- [PROBLEM TO SOLVE]
Stop at the line containing "import React from": write out every line from the beginning of the entries up to and including it, minus the pictures.

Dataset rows
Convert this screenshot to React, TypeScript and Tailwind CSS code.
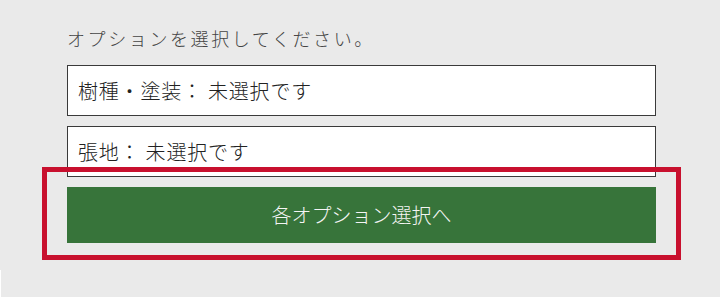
import React from "react";

export default function App() {
  return (
    <div
      className="relative w-[720px] h-[297px] overflow-hidden bg-[#eaeaea]"
      style={{ fontFamily: '"Noto Sans CJK JP", "Noto Sans", sans-serif' }}
    >
      <div className="absolute left-0 top-[270px] w-px h-[27px] bg-white" />
      <div className="flex flex-col pl-[67px] pt-[26px] w-[656px]">
        <p className="h-[24px] leading-[24px] text-[18px] tracking-[2.6px] font-light text-[#444]">
          オプションを選択してください。
        </p>
        <div className="mt-[15px] h-[51px] flex items-center pl-[10px] bg-white border border-[#3a3a3a] text-[20px] tracking-[0.8px] font-light text-[#222]">
          樹種・塗装： 未選択です
        </div>
        <div className="mt-[10px] h-[51px] flex items-center pl-[10px] bg-white border border-[#3a3a3a] text-[20px] tracking-[0.8px] font-light text-[#222]">
          張地： 未選択です
        </div>
        <button className="mt-[10px] h-[56px] flex items-center justify-center bg-[#37743a] text-[20px] font-light text-[#f4f4f4]">
          各オプション選択へ
        </button>
      </div>
      <div className="absolute left-[42px] top-[167px] w-[639px] h-[93px] border-[5px] border-[#c8102e]" />
    </div>
  );
}
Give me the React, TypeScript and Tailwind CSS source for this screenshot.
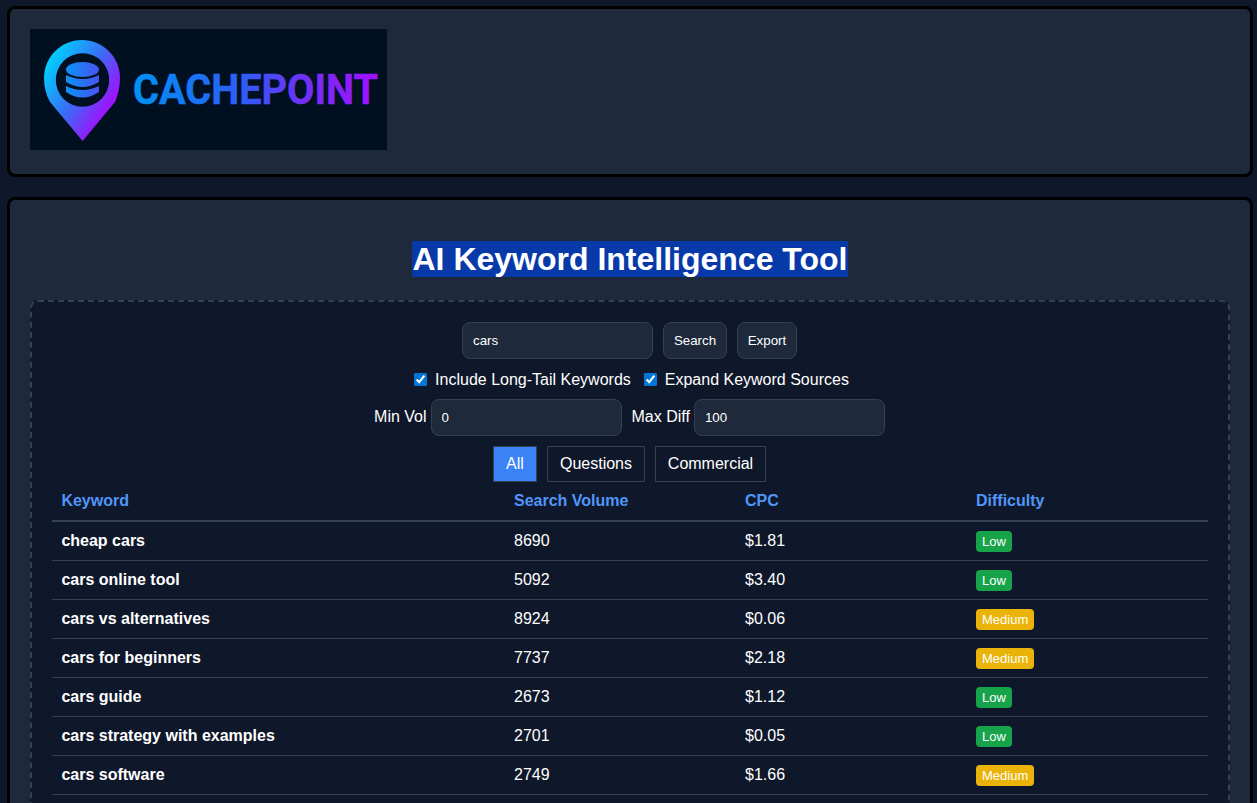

- [FINISHED ANSWER]
Convert this screenshot to React, TypeScript and Tailwind CSS code.
import React from "react";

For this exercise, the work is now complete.